Pensions Not Subject to Reductions

Many types of pensions do not lead to any reduction in Social Security Disability Insurance (SSDI) benefits. The determining factor is whether Social Security taxes were paid on the earnings that generated the pension. If FICA taxes (Federal Insurance Contributions Act taxes) were withheld from the paychecks that contributed to the pension, then that pension typically has no impact on SSDI benefits.

Pensions from private sector employment generally fall into this category. The vast majority of private sector jobs require contributions to Social Security, meaning the earnings are “covered” by the Social Security system. Therefore, a private pension earned from such employment does not affect an individual’s SSDI benefits.

Military pensions also do not reduce SSDI benefits. The Social Security Administration (SSA) views military pensions and SSDI benefits as separate entitlements, allowing individuals to apply for and receive both concurrently without one affecting the other’s eligibility or amount. U.S. military service members have paid Social Security taxes on their earnings since 1957.

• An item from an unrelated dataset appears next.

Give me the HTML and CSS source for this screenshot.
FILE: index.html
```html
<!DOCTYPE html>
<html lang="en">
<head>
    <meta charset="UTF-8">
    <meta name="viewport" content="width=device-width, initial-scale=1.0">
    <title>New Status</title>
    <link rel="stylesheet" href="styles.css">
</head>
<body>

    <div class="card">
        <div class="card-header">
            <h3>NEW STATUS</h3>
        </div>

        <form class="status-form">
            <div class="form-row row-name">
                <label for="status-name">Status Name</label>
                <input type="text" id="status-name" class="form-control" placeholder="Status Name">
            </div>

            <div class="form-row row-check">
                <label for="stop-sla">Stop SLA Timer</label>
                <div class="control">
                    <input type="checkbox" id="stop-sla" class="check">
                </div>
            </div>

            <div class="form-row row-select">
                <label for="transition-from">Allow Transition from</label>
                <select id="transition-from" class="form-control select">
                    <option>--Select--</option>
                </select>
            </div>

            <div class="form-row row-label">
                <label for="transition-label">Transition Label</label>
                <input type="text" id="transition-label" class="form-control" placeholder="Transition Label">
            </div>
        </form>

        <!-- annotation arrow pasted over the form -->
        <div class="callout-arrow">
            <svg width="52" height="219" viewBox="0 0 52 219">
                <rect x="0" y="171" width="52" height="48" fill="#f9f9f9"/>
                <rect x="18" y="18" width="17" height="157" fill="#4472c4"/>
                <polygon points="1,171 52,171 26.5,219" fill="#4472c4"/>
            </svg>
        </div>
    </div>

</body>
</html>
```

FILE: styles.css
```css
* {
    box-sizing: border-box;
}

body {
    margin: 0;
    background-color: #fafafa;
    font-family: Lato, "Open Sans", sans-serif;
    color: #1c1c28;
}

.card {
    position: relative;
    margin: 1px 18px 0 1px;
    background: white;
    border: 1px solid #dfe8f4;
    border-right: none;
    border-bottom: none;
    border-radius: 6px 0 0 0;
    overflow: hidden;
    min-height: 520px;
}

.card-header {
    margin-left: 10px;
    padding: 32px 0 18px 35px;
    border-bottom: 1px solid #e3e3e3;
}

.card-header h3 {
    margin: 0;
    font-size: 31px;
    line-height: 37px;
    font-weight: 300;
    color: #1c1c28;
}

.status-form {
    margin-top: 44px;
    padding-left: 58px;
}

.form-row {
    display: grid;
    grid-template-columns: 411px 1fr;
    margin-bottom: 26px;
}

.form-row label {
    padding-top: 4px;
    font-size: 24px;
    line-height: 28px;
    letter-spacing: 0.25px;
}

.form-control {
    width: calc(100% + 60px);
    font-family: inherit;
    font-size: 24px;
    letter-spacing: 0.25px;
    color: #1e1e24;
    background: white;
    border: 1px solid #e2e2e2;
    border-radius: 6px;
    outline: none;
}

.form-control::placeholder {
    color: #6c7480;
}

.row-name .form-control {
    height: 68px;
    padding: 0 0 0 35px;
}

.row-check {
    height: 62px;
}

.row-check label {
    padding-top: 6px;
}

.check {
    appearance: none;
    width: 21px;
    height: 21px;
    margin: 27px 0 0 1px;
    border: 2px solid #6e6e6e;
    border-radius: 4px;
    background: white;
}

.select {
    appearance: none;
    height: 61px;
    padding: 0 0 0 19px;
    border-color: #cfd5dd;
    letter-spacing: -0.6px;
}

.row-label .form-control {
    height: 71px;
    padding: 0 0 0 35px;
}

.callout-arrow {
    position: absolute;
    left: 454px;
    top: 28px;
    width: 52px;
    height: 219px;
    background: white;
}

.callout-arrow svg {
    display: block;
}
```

Similarly, Veterans Affairs (VA) disability compensation does not reduce SSDI benefits. VA disability benefits are distinct from Social Security benefits and are funded by a separate budget, serving as compensation for veterans injured or made ill during service. Receiving VA disability compensation does not impact SSDI eligibility or the benefit amount.

Estimating Your Combined Benefits

Estimating your combined Social Security Disability Insurance (SSDI) and pension benefits requires careful consideration of your earnings history and the specific type of pension you receive. While the recent elimination of the Windfall Elimination Provision (WEP) and Government Pension Offset (GPO) simplifies matters for certain government pensions, understanding your benefit amounts remains important.

A crucial first step is to access your Social Security statement. You can do this by creating a “my Social Security” account on the Social Security Administration (SSA) website. This online account provides personalized estimates of your future retirement, disability, and survivor benefits based on your earnings record. It allows you to review your earnings history.

For the most accurate and personalized estimate, contacting the Social Security Administration directly is advisable. The SSA is the authoritative source for benefit calculations and can provide specific details relevant to your individual situation. Before contacting them, gather all relevant pension information, including the pension amount, the start date of payments, and the type of employment from which the pension was earned.

The SSA also offers various online calculators that can help provide a general idea of potential benefits, though a personalized statement from your “my Social Security” account will be more precise.